One of two prisoners believed to have escaped Saturday from the Mississippi State Penitentiary at Parchman is back in custody, investigators said early Sunday.
The Mississippi Department of Corrections tweeted just before 3:30 a.m. that David May was in custody.
Further details weren’t immediately released.
David May, 42, is serving a life sentence for two aggravated assault convictions in Harrison County, Mississippi. He escaped from the Mississippi State Penitentiary at Parchman on Saturday. Investigators announced Sunday he’s back in custody. (Mississippi Department of Corrections)
The Corrections Department said that May, 42, and Dillion Williams, 27, were discovered missing from Parchman during an “emergency count” about 1:45 a.m. Saturday.

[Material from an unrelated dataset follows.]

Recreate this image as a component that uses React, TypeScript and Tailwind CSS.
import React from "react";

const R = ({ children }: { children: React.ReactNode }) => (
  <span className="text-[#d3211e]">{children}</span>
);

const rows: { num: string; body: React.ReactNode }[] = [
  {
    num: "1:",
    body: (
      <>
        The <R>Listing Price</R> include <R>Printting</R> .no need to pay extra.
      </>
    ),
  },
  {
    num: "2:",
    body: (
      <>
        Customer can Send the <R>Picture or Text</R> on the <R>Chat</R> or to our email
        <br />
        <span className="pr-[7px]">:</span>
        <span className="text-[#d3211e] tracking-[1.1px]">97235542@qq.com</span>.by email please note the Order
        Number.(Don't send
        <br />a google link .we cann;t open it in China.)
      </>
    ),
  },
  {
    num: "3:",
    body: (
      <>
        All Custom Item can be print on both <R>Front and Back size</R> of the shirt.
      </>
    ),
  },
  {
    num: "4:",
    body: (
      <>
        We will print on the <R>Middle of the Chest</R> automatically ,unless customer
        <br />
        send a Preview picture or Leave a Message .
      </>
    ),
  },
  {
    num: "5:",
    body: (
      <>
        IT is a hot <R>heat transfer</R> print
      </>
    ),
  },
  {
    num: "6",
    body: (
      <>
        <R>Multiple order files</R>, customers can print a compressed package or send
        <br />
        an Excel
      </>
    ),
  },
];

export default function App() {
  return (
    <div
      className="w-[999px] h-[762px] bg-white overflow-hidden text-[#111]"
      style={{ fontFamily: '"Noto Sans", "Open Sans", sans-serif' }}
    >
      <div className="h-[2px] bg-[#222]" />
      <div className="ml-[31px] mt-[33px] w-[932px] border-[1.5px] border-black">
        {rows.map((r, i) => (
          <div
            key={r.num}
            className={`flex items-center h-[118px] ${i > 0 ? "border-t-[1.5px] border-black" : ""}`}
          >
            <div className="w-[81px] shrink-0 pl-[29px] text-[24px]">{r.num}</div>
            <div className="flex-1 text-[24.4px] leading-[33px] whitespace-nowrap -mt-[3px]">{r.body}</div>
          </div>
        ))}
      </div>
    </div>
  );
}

May was serving a life sentence for two aggravated assault convictions in Harrison County, and Williams was serving a 40-year sentence for residential burglary and aggravated assault in Marshall County.
Dillion Williams, 27, was serving a 40-year sentence for residential burglary and aggravated assault in Marshall County, Mississippi. He escaped from the Mississippi State Penitentiary at Parchman on Saturday and was still on the run Sunday. (Mississippi Department of Corrections)
Gov. Phil Bryant tweeted Saturday that he directed “the use of all necessary assets and personnel” to find the two inmates who escaped.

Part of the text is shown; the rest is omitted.